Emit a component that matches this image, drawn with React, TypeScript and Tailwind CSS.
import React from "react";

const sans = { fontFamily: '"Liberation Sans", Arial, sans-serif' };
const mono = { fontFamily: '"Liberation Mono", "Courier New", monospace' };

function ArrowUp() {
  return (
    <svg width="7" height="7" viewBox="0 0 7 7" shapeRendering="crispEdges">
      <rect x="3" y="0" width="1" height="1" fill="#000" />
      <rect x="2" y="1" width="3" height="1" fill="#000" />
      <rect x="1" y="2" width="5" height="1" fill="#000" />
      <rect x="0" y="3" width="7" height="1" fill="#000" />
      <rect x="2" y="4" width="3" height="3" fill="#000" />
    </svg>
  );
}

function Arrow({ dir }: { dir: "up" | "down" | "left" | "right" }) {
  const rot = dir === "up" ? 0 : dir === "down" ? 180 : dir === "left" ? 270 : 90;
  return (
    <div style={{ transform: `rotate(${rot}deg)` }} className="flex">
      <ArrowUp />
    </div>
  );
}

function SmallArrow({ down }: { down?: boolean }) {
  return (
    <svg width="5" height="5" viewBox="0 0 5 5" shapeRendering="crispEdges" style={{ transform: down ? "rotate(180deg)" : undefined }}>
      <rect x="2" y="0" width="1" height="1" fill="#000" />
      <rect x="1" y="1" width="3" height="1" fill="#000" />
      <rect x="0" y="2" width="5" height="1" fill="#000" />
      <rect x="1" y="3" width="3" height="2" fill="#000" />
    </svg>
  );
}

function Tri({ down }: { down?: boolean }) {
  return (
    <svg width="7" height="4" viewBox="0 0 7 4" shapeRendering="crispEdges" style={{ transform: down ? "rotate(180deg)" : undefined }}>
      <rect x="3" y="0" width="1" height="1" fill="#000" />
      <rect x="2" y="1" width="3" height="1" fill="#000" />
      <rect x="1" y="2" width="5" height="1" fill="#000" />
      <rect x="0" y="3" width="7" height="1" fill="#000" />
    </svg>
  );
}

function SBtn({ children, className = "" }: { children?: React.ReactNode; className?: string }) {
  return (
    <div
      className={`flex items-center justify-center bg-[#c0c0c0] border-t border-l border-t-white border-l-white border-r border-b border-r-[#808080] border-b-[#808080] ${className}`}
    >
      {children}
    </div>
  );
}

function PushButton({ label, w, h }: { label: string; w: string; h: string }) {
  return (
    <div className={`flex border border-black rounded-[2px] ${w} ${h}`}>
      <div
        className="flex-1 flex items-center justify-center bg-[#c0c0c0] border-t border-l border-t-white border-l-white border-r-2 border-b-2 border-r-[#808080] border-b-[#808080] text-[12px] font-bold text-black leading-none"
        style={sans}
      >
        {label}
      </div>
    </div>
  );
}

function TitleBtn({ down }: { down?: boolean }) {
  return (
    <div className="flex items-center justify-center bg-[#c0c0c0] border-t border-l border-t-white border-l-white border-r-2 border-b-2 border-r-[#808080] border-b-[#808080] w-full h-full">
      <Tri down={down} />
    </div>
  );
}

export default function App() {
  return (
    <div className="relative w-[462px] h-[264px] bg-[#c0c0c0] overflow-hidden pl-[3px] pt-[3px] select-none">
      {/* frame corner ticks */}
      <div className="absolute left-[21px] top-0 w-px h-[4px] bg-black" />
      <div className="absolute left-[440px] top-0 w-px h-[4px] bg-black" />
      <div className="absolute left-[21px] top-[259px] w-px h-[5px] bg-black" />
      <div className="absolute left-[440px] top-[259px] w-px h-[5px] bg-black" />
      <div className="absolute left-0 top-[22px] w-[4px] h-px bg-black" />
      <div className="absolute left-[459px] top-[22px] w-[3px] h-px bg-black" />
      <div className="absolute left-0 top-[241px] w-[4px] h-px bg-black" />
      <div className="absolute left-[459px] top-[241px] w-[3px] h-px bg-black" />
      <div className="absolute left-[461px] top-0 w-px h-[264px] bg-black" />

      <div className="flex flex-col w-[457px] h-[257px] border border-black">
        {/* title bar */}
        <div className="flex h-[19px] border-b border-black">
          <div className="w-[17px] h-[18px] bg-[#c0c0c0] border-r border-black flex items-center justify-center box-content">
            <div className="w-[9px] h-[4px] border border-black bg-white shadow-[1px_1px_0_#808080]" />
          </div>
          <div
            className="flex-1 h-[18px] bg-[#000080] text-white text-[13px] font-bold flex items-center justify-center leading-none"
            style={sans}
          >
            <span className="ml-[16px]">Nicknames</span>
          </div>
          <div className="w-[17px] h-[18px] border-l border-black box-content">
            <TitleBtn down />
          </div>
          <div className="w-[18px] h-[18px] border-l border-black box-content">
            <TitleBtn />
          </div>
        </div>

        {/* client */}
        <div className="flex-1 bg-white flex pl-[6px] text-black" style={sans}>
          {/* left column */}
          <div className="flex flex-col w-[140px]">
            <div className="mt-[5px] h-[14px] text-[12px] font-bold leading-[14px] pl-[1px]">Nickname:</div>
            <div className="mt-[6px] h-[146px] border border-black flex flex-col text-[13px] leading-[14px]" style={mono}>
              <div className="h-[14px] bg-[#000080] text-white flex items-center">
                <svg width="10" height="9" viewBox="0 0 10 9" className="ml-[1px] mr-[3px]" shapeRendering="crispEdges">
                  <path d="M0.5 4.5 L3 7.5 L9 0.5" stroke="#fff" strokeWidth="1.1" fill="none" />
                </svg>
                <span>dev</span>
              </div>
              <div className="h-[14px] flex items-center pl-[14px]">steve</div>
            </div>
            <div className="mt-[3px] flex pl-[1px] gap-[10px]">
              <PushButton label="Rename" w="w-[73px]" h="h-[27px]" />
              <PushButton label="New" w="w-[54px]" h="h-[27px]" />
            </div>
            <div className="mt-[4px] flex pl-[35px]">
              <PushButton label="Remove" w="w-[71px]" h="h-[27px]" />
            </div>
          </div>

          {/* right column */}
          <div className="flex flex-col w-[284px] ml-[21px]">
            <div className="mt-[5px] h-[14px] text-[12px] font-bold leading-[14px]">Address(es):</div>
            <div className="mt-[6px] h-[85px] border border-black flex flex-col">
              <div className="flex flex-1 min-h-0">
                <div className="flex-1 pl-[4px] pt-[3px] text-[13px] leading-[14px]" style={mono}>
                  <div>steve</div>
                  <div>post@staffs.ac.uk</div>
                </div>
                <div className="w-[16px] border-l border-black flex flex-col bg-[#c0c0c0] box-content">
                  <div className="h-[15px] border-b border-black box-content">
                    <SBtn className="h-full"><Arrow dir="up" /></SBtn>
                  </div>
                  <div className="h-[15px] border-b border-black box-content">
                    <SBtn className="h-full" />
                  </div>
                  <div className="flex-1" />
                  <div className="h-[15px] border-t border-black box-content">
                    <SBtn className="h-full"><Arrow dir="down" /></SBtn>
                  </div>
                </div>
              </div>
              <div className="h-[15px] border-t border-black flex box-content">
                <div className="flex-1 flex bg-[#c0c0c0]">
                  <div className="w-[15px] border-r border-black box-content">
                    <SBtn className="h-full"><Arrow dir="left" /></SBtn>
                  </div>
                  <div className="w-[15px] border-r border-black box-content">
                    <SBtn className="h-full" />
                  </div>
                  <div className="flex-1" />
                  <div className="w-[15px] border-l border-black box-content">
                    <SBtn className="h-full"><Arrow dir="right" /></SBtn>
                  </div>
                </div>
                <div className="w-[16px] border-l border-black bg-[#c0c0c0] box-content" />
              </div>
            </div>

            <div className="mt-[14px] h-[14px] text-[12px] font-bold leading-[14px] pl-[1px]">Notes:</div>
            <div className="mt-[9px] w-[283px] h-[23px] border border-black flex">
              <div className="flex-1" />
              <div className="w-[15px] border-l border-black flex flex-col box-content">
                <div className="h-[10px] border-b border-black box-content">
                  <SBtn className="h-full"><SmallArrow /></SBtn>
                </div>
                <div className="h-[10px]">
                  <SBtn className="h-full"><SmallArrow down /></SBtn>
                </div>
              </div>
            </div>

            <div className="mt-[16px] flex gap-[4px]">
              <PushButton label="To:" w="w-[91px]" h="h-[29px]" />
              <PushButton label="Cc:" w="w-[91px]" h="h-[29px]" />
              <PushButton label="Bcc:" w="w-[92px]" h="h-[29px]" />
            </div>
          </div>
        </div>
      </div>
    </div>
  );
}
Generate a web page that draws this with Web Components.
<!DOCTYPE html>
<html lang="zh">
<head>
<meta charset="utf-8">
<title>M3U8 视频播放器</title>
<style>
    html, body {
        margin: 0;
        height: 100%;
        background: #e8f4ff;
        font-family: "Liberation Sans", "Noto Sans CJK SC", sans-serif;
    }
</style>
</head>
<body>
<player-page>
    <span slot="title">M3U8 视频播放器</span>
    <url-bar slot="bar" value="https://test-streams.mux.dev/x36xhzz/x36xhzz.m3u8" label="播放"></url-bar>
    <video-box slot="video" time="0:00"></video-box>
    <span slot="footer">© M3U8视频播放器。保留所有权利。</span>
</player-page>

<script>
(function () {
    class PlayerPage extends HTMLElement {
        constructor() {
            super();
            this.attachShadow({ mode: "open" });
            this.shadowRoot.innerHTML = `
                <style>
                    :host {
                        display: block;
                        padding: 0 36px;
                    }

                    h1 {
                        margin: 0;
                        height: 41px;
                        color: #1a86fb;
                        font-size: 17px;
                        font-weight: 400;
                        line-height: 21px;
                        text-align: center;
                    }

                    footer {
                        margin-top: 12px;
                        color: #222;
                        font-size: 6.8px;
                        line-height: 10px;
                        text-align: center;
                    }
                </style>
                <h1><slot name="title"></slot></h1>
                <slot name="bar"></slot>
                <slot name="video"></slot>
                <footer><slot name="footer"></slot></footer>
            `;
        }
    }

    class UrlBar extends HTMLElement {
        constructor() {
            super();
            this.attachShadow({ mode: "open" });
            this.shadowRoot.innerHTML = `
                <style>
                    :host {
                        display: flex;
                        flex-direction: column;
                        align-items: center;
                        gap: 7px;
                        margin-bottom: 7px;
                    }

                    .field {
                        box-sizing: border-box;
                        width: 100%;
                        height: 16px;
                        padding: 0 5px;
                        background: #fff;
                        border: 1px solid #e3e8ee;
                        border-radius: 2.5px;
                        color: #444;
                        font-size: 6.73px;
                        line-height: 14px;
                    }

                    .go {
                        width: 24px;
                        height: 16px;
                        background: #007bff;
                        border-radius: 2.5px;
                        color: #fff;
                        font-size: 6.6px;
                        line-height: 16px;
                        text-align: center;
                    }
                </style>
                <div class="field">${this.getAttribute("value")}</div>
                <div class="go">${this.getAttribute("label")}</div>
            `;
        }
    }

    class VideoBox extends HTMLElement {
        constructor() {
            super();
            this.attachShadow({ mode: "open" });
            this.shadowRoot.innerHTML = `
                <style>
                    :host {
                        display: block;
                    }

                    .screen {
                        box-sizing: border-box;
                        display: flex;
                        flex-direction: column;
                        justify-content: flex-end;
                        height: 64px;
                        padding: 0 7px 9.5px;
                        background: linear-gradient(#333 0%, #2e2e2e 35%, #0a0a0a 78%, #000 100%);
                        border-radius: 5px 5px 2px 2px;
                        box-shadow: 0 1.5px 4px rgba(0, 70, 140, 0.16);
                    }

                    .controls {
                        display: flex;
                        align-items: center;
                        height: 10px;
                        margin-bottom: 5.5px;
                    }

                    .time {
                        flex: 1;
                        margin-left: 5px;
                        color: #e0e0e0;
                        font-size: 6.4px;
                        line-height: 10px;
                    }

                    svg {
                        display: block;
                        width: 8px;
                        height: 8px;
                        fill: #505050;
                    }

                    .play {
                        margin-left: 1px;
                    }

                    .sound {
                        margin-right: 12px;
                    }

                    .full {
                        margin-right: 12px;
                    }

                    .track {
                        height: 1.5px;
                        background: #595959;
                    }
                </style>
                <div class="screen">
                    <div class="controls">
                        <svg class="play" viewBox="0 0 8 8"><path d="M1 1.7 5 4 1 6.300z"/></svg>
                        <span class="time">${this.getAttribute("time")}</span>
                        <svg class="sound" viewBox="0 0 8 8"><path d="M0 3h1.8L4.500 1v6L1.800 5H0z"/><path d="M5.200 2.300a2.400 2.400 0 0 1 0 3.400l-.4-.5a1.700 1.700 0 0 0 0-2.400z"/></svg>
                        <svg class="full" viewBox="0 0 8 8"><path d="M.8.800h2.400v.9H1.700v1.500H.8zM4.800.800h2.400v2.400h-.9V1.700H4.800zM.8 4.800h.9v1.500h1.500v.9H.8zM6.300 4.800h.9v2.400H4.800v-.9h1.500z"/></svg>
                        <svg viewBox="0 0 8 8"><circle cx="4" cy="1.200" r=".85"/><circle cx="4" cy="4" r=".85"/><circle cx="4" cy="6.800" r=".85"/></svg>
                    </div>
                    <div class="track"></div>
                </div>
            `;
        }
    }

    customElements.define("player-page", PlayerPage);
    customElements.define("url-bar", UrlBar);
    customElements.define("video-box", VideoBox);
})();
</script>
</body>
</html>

::::::::::

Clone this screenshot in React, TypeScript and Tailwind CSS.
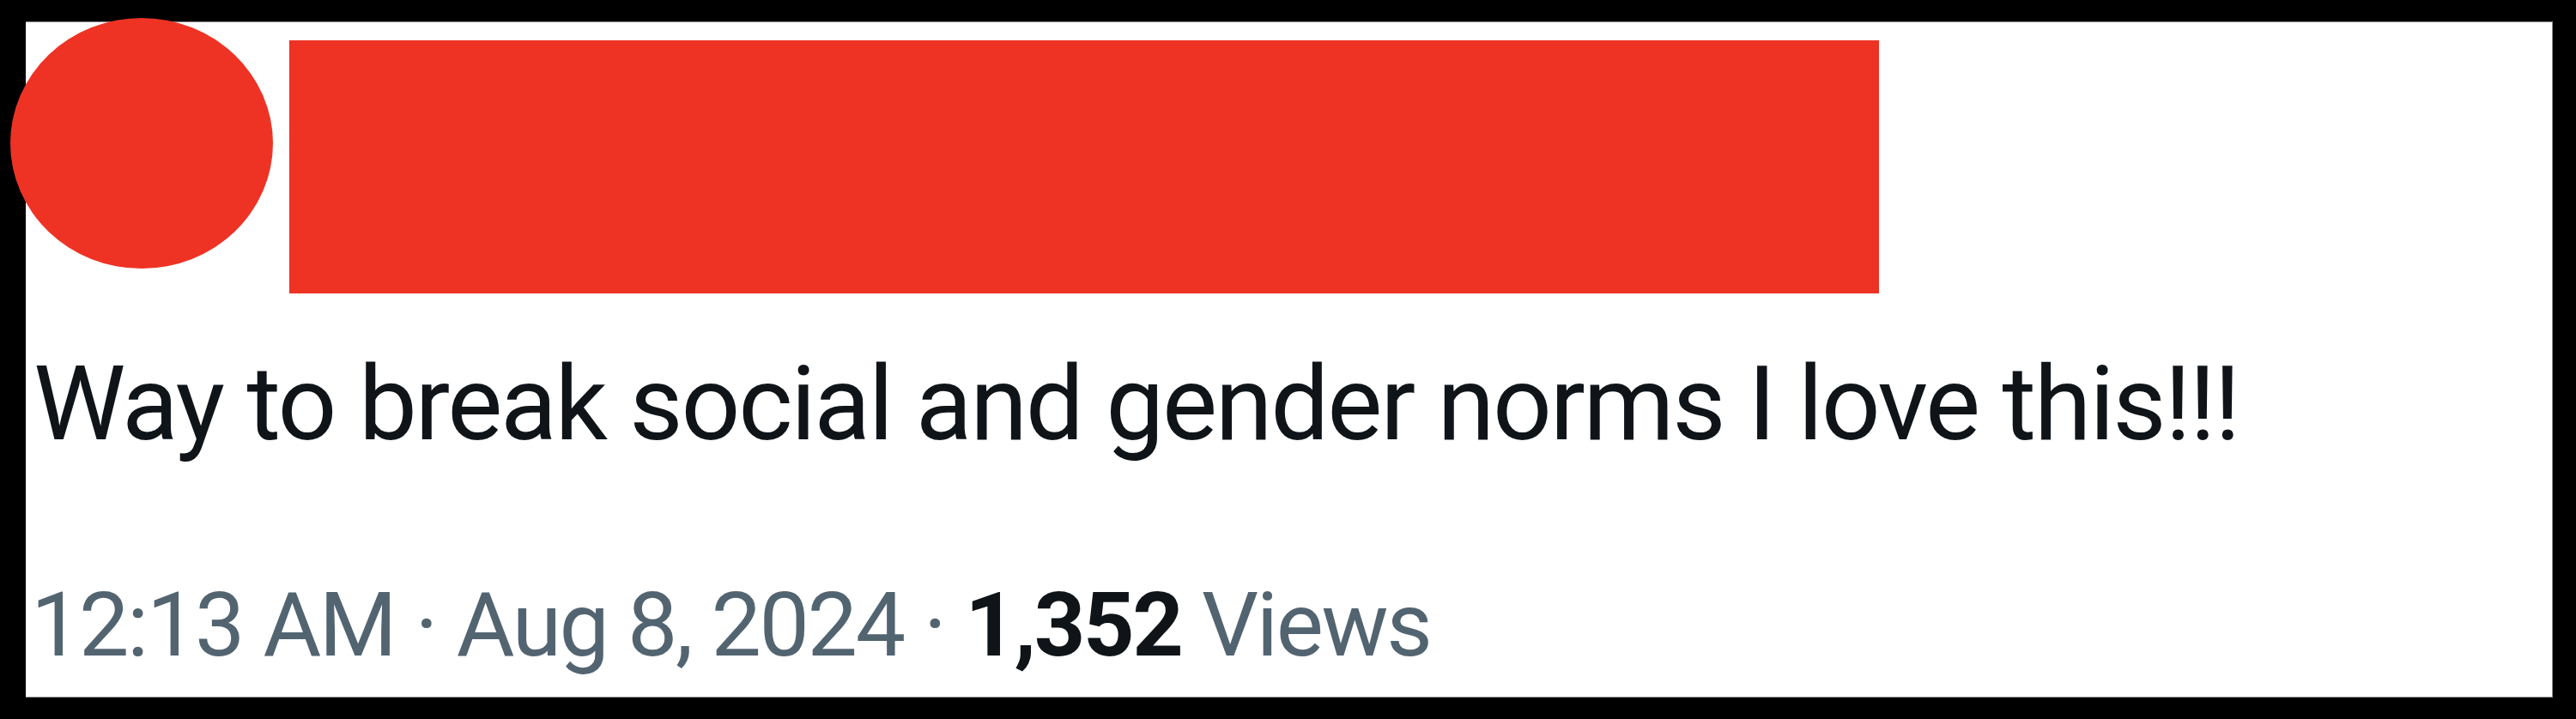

::::::::::

How many lines in these entries hold the string "that"? Answer with the number alone.

2